## Begin Data

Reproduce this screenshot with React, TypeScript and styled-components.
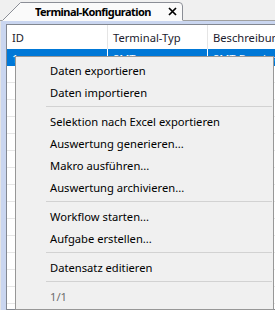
import React from "react";
import styled, { createGlobalStyle } from "styled-components";

const GlobalStyle = createGlobalStyle`
  html, body {
    margin: 0;
    padding: 0;
    background: #f0f0f0;
    overflow: hidden;
  }

  body {
    font-family: "Noto Sans", "Segoe UI", sans-serif;
    font-size: 11.2px;
    color: #000;
  }
`;

const Window = styled.div`
  position: relative;
  width: 275px;
  height: 310px;
  display: flex;
  flex-direction: column;
  overflow: hidden;
`;

const TabStrip = styled.div`
  height: 20px;
  display: flex;
  align-items: flex-end;
  padding-left: 2px;
  border-bottom: 1px solid #a0a0a0;
`;

const Tab = styled.div`
  position: relative;
  width: 181px;
  height: 21px;
  margin-bottom: -1px;
  display: flex;
  align-items: center;
  padding: 1px 6px 0 33px;
  box-sizing: border-box;
  z-index: 1;

  svg.shape {
    position: absolute;
    left: 0;
    top: 0;
    z-index: -1;
  }

  .title {
    flex: 1;
    font-weight: 700;
    font-size: 11px;
    letter-spacing: -0.55px;
    white-space: nowrap;
    overflow: hidden;
  }
`;

const Panel = styled.div`
  flex: 1;
  background: #cad6f0;
  border-left: 1px solid #e4e4e4;
  padding: 3px 0 0 5px;
  min-height: 0;
`;

const Grid = styled.div`
  background: #fff;
  border: 1px solid #828790;
  border-right: none;
  height: 100%;
  box-sizing: border-box;
  width: 400px;
`;

const Row = styled.div<{ $header?: boolean; $selected?: boolean }>`
  display: grid;
  grid-template-columns: 101px 100px 1fr;
  height: ${(p) => (p.$header ? "24px" : "17px")};
  box-sizing: border-box;
  background: ${(p) => (p.$selected ? "#0078d7" : "transparent")};
  color: ${(p) => (p.$selected ? "#fff" : p.$header ? "#1b1b2e" : "#000")};
  border-bottom: ${(p) => (p.$header || p.$selected ? "none" : "1px solid #e6e6e6")};
`;

const Cell = styled.div<{ $selected?: boolean }>`
  display: flex;
  align-items: ${(p) => (p.$selected ? "flex-end" : "center")};
  padding-left: 5px;
  border-right: 1px solid ${(p) => (p.$selected ? "#ffffff" : "#e5e5e5")};
  white-space: nowrap;
  overflow: hidden;
`;

const Menu = styled.div`
  position: absolute;
  left: 15px;
  top: 56px;
  width: 259px;
  background: #f0f0f0;
  border: 1px solid #979797;
  padding: 2px 0;
  box-sizing: border-box;
  z-index: 5;
`;

const MenuItem = styled.div<{ $disabled?: boolean }>`
  height: 22px;
  display: flex;
  align-items: center;
  padding-left: 34px;
  color: ${(p) => (p.$disabled ? "#6d6d6d" : "#000")};
  white-space: nowrap;
`;

const Separator = styled.div`
  height: 7px;
  display: flex;
  align-items: center;
  padding-left: 30px;
  padding-right: 1px;

  &::after {
    content: "";
    flex: 1;
    height: 1px;
    background: #d2d2d2;
  }
`;

const TabShape = () => (
  <svg className="shape" width="181" height="21" viewBox="0 0 181 21">
    <path d="M0 21 L0.5 20 L18.5 2 H177 Q180.5 2 180.5 5.5 V21 Z" fill="#fafafa" />
    <path
      d="M0.5 20.5 L18.5 2.5 H177 Q180.5 2.5 180.5 6 V20"
      fill="none"
      stroke="#8b8e96"
      strokeWidth="1"
    />
  </svg>
);

const CloseIcon = () => (
  <svg width="9" height="9" viewBox="0 0 9 9">
    <path d="M1 1 L8 8 M8 1 L1 8" stroke="#000" strokeWidth="1.7" />
  </svg>
);

type Entry = { label?: string; separator?: boolean; disabled?: boolean };

const entries: Entry[] = [
  { label: "Daten exportieren" },
  { label: "Daten importieren" },
  { separator: true },
  { label: "Selektion nach Excel exportieren" },
  { label: "Auswertung generieren..." },
  { label: "Makro ausführen..." },
  { label: "Auswertung archivieren..." },
  { separator: true },
  { label: "Workflow starten..." },
  { label: "Aufgabe erstellen..." },
  { separator: true },
  { label: "Datensatz editieren" },
  { separator: true },
  { label: "1/1", disabled: true },
];

const emptyRows = Array.from({ length: 15 }, (_, i) => i);

export default function App() {
  return (
    <>
      <GlobalStyle />
      <Window>
        <TabStrip>
          <Tab>
            <TabShape />
            <span className="title">Terminal-Konfiguration</span>
            <CloseIcon />
          </Tab>
        </TabStrip>
        <Panel>
          <Grid>
            <Row $header>
              <Cell>ID</Cell>
              <Cell>Terminal-Typ</Cell>
              <Cell>Beschreibung</Cell>
            </Row>
            <Row $selected>
              <Cell $selected>1</Cell>
              <Cell $selected>SMT</Cell>
              <Cell $selected>SMT-Beschreibung</Cell>
            </Row>
            {emptyRows.map((i) => (
              <Row key={i}>
                <Cell />
                <Cell />
                <Cell />
              </Row>
            ))}
          </Grid>
        </Panel>
        <Menu>
          {entries.map((e, i) =>
            e.separator ? (
              <Separator key={i} />
            ) : (
              <MenuItem key={i} $disabled={e.disabled}>
                {e.label}
              </MenuItem>
            )
          )}
        </Menu>
      </Window>
    </>
  );
}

## End Data

- Task prompt -
State the count of lines with the word "components" in them, and write nothing else.

- Exercise response -
2